Luke, I Am Your Father: The Marcellina subplot is resolved when she learns that she's Figaro's mother, courtesy of aforementioned spatula. (His father is Dr. Bartolo.)
Also Cherubino being in the Countess's cupboard, and several times in the last act due to people being dressed as each other.
Recursive Crossdressing: Cherubino, a male role being played by a woman, ends up disguised as a girl at one point. This leads to the wonderful moment of a female actor, in-character as a male, trying to walk like a woman and instead striding about manfully. In a dress. While Rosina instructs "him" in how to impersonate a female.
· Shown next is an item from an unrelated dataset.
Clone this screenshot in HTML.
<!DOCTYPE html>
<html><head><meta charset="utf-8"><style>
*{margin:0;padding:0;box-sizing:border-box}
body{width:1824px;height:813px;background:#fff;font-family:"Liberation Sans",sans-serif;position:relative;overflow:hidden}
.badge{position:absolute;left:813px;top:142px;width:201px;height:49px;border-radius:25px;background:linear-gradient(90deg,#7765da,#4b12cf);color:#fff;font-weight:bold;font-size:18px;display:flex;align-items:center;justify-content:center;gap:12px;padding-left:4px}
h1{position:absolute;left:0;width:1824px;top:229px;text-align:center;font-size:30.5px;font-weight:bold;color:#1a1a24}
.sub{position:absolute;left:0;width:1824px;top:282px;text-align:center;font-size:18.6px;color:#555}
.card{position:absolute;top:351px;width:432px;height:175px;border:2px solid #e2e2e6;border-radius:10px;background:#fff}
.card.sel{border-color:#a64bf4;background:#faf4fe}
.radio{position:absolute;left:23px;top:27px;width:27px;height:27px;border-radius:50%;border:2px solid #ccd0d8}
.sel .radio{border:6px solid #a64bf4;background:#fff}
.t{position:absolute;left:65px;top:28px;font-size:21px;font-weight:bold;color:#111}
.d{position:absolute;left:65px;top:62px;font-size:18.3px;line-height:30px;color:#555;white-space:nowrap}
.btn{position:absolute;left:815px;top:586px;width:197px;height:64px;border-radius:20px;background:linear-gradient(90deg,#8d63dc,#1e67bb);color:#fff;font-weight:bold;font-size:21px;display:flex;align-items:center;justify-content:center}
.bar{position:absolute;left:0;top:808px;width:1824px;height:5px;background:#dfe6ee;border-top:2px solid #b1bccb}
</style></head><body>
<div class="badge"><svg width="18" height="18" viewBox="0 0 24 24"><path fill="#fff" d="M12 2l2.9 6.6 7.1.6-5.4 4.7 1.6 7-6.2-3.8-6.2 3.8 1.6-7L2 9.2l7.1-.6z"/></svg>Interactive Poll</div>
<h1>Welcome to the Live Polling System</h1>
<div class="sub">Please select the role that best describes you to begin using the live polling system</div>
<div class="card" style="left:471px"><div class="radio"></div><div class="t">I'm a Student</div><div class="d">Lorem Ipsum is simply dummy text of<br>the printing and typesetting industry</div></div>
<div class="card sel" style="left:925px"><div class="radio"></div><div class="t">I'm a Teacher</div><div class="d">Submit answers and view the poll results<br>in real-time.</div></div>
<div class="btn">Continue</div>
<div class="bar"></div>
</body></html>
Silk Hiding Steel: Rosina has gone a long way since The Barber of Seville. She's gentler and more mellow, but it's mostly because of being afraid of her husband's violent jealousy. Her younger naive but crafty self is there and sometimes pops up, specially in the Love Letter Lunacy subplot.
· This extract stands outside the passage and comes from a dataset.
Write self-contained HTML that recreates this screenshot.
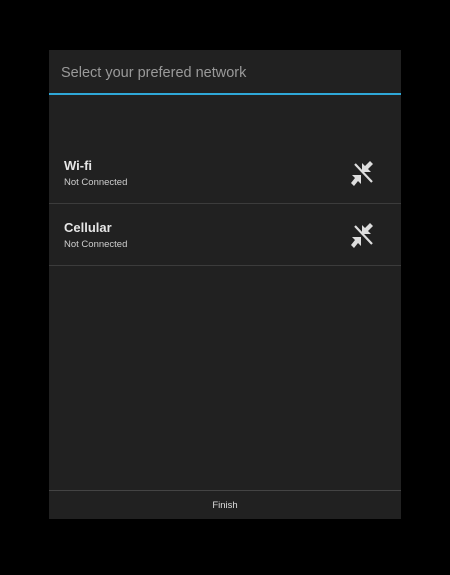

Spoof Aesop: Don Basilio's cut song "Lies Threats Rumors and Death can all be avoided if you wear an asses skin"
Unexplained Recovery: In-story- Figaro pretends to have sprained his ankle from jumping out the window (when in fact it was Cherubino who had jumped). Later that day, he begins to dance. When the Count comments on his ankle, Figaro simply says "It got better!"
The Uriah Gambit: When Cherubino discovers Count Almaviva's intentions with Susanna, the Count "promotes" him to military service before Cherubino has the chance to blackmail him.
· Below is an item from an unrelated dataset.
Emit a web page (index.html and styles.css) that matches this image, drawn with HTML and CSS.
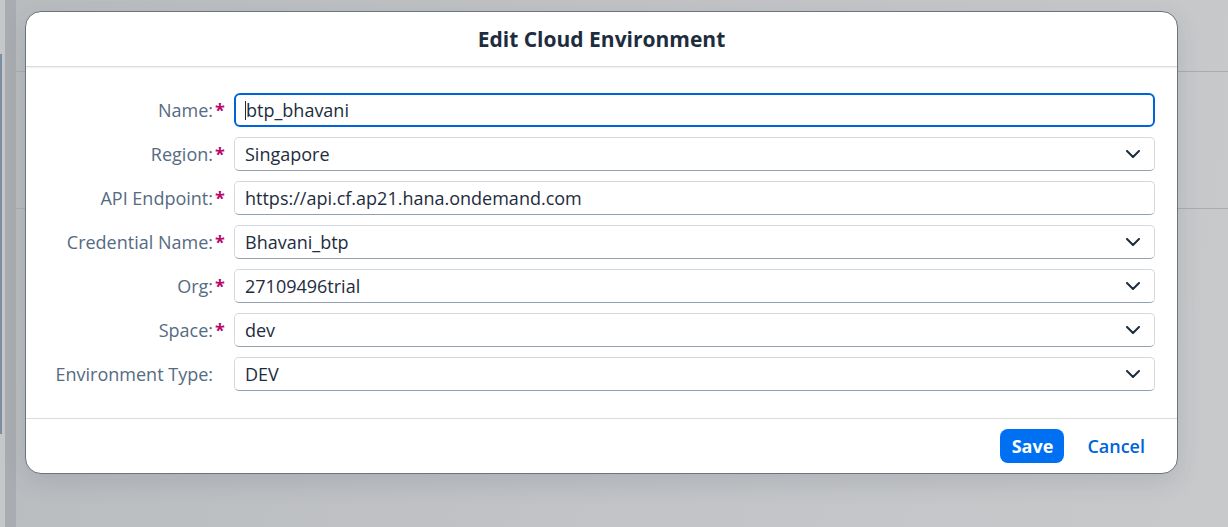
FILE: index.html
```html
<!DOCTYPE html>
<html lang="en">
<head>
<meta charset="utf-8">
<title>Edit Cloud Environment</title>
<link rel="stylesheet" href="styles.css">
</head>
<body>
<div class="page">
  <div class="rail-outer"><div class="rail-accent"></div></div>
  <div class="rail-inner"></div>
  <div class="page-main">
    <div class="page-header"></div>
    <div class="page-section"></div>
  </div>
</div>

<div class="overlay">
  <div class="dialog" role="dialog" aria-labelledby="dlg-title">
    <header class="dialog-header">
      <h1 id="dlg-title" class="dialog-title">Edit Cloud Environment</h1>
    </header>
    <div class="dialog-content">
      <form class="form-grid">
        <label class="form-label">Name:<span class="req">*</span></label>
        <div class="field field-focus"><span class="caret"></span><span class="field-text">btp_bhavani</span></div>

        <label class="form-label">Region:<span class="req">*</span></label>
        <div class="field"><span class="field-text">Singapore</span><svg class="chev" viewBox="0 0 14 8" width="14" height="8"><path d="M1 1 L7 7 L13 1" fill="none" stroke="#1d2d3e" stroke-width="2" stroke-linecap="round" stroke-linejoin="round"/></svg></div>

        <label class="form-label">API Endpoint:<span class="req">*</span></label>
        <div class="field"><span class="field-text">https://api.cf.ap21.hana.ondemand.com</span></div>

        <label class="form-label">Credential Name:<span class="req">*</span></label>
        <div class="field"><span class="field-text">Bhavani_btp</span><svg class="chev" viewBox="0 0 14 8" width="14" height="8"><path d="M1 1 L7 7 L13 1" fill="none" stroke="#1d2d3e" stroke-width="2" stroke-linecap="round" stroke-linejoin="round"/></svg></div>

        <label class="form-label">Org:<span class="req">*</span></label>
        <div class="field"><span class="field-text">27109496trial</span><svg class="chev" viewBox="0 0 14 8" width="14" height="8"><path d="M1 1 L7 7 L13 1" fill="none" stroke="#1d2d3e" stroke-width="2" stroke-linecap="round" stroke-linejoin="round"/></svg></div>

        <label class="form-label">Space:<span class="req">*</span></label>
        <div class="field"><span class="field-text">dev</span><svg class="chev" viewBox="0 0 14 8" width="14" height="8"><path d="M1 1 L7 7 L13 1" fill="none" stroke="#1d2d3e" stroke-width="2" stroke-linecap="round" stroke-linejoin="round"/></svg></div>

        <label class="form-label">Environment Type:<span class="req"></span></label>
        <div class="field"><span class="field-text">DEV</span><svg class="chev" viewBox="0 0 14 8" width="14" height="8"><path d="M1 1 L7 7 L13 1" fill="none" stroke="#1d2d3e" stroke-width="2" stroke-linecap="round" stroke-linejoin="round"/></svg></div>
      </form>
    </div>
    <footer class="dialog-footer">
      <button class="btn btn-emph" type="button">Save</button>
      <button class="btn btn-trans" type="button">Cancel</button>
    </footer>
  </div>
</div>
</body>
</html>
```

FILE: styles.css
```css
* { box-sizing: border-box; }

html, body {
  margin: 0;
  padding: 0;
  width: 1228px;
  height: 527px;
  overflow: hidden;
}

body {
  font-family: "Open Sans", "Noto Sans", Arial, sans-serif;
  background: linear-gradient(100deg, #b9bcbf 0%, #c1c3c6 50%, #c8c9cb 100%);
  position: relative;
}

/* Background page (dimmed by overlay) */
.page {
  display: flex;
  height: 527px;
}

.rail-outer {
  width: 5px;
  background: #c5c7c9;
  padding-top: 54px;
}

.rail-accent {
  width: 2px;
  height: 380px;
  background: #7d8ea3;
}

.rail-inner {
  width: 11px;
  background: #a9adb1;
}

.page-main {
  flex: 1;
  display: flex;
  flex-direction: column;
}

.page-header {
  height: 72px;
  border-bottom: 1px solid #a9adb1;
}

.page-section {
  height: 137px;
  border-bottom: 1px solid #a9adb1;
}

/* Overlay + dialog */
.overlay {
  position: absolute;
  inset: 0;
}

.dialog {
  position: absolute;
  left: 25px;
  top: 11px;
  width: 1153px;
  height: 463px;
  background: #ffffff;
  border: 1px solid #6b737c;
  border-radius: 16px;
  box-shadow: 0 8px 24px rgba(34, 53, 72, 0.12);
  display: flex;
  flex-direction: column;
  overflow: hidden;
}

.dialog-header {
  height: 55px;
  flex: 0 0 55px;
  display: flex;
  align-items: center;
  justify-content: center;
  border-bottom: 1px solid #d9dcdf;
  box-shadow: 0 1px 2px rgba(34, 53, 72, 0.08);
  position: relative;
  z-index: 1;
}

.dialog-title {
  margin: 0;
  font-size: 21px;
  font-weight: 700;
  color: #1d2d3e;
}

.dialog-content {
  flex: 1;
  padding: 26px 22px 0 0;
}

.form-grid {
  display: grid;
  grid-template-columns: 199px 1fr;
  column-gap: 9px;
  row-gap: 10px;
  margin: 0;
}

.form-label {
  display: flex;
  align-items: center;
  justify-content: flex-end;
  height: 34px;
  font-size: 18px;
  color: #556b82;
  white-space: nowrap;
}

.req {
  display: inline-block;
  width: 12px;
  padding-left: 2px;
  color: #ba066c;
  font-weight: 700;
}

.field {
  height: 34px;
  display: flex;
  align-items: center;
  background: #ffffff;
  border: 1px solid #d3d9df;
  border-bottom-color: #93a1ae;
  border-radius: 5px;
  padding: 0 14px 0 10px;
  font-size: 18px;
  color: #1d2d3e;
}

.field-text {
  flex: 1;
  white-space: nowrap;
}

.field-focus {
  border: 2px solid #0064d9;
  border-radius: 6px;
  padding-left: 9px;
}

.caret {
  width: 1px;
  height: 19px;
  background: #1d2d3e;
}

.chev {
  flex: 0 0 auto;
  display: block;
}

.dialog-footer {
  height: 55px;
  flex: 0 0 55px;
  border-top: 1px solid #d9dcdf;
  display: flex;
  align-items: center;
  justify-content: flex-end;
  gap: 12px;
  padding: 0 21px 0 0;
}

.btn {
  font-family: "Open Sans", "Noto Sans", Arial, sans-serif;
  font-size: 18px;
  height: 34px;
  border-radius: 8px;
  border: 0;
  padding: 0 11px;
  cursor: pointer;
  line-height: 34px;
}

.btn-emph {
  background: #0070f2;
  color: #ffffff;
  font-weight: 700;
  padding: 0 11px 0 12px;
}

.btn-trans {
  background: transparent;
  color: #0064d9;
  font-weight: 600;
}
```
Villain Song: The Count's Vedro mentr'io sospiro counts, as do the songs sung by Bartolo and Marcellina in Act I.
The Villain Sucks Song: Se vuol ballare, Signor Contino. Susanna's part of the preceding duet (Se in casa Madama) is also a version of this, spelling things out for Figaro with a few well-directed sneers at "il caro Contino".
The Countess's Dove Sono, or "Doesn't it just suck how my husband doesn't love me any more?"
Volleying Insults: Susanna and Marcellina's duet Via, resti servita is initially a stealth version of this, getting less stealthy by the strofe as Susanna gets more cutting and Marcellina loses her cool.